The recommendations made for the research centre on a number of crucial areas to enhance the efficiency and results of mergers and acquisitions (M&A) in the banking industry:

  • Policy Liberalization: Pressuring the Reserve Bank of India (RBI) and the Indian government to liberalize its M&A rules will enable more bank transactions. Using economies of scale and synergy may increase profitability.
  • Training and Awareness: Banks should place a high priority on educating their employees about mergers and acquisitions. Programmes for increased training and retraining, particularly for management personnel, can improve management effectiveness and guarantee a more seamless merger transfer.
  • Legal Insurances: In the Indian environment, protecting banks from post-merger litigation is essential. Legal complications can occasionally result from mergers, therefore obtaining the right insurance helps reduce risks and safeguard the combined company’s interests.
  • Liquidity Management: Following a merger, banks should concentrate on improving their skills in this area. For financial stability and operational continuity, appropriate methods for maintaining a strong liquidity position must be developed and put into action.
  • Risk analysis: Analyzing the financial results before and after the merger is crucial, particularly in terms of how problematic loans are handled. Banks are seriously threatened by bad loans, and a careful examination may help identify possible hazards and create effective mitigation plans.

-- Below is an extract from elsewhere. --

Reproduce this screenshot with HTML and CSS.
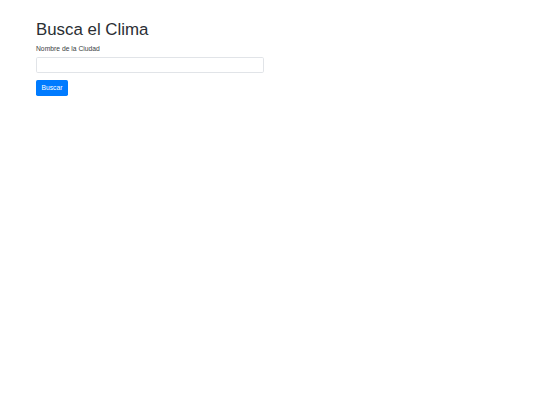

The Reserve Bank of India approved the merger of ICICI Bank and Bank of Rajasthan on August 13, 2010, marking a significant milestone in the banking sector. It has been determined that the post-merger earnings are acceptable, indicating that ICICI Bank would gain. ICICI Bank’s improved profitability and liquidity situations are among the major post-merger benefits. This can be linked to a number of synergies and efficiencies—like more market reach, simplified processes and optimal resource utilization—acquired throughout the merger process.

However, problems with human resources (HR) are prevalent complications of banking industry mergers. One of the main concerns is how the merging companies’ employees—in this example, Bank of Rajasthan (BOR) employees—will be affected. Conflicts between organizational cultures to possible layoffs and reorganizations are examples of HR problems. It is imperative that merging companies properly address these issues by providing equitable transition plans, being upfront about communication and providing support for employees during the integration period.

Notwithstanding difficulties in HR, the merger has resulted in a number of improvements. The expansion of branches and ATMs, which suggests a greater regional presence and better consumer accessibility, is one important advantage. Both banks stand to gain from this development as it improves their clientele, range of services, and competitive standing in the industry.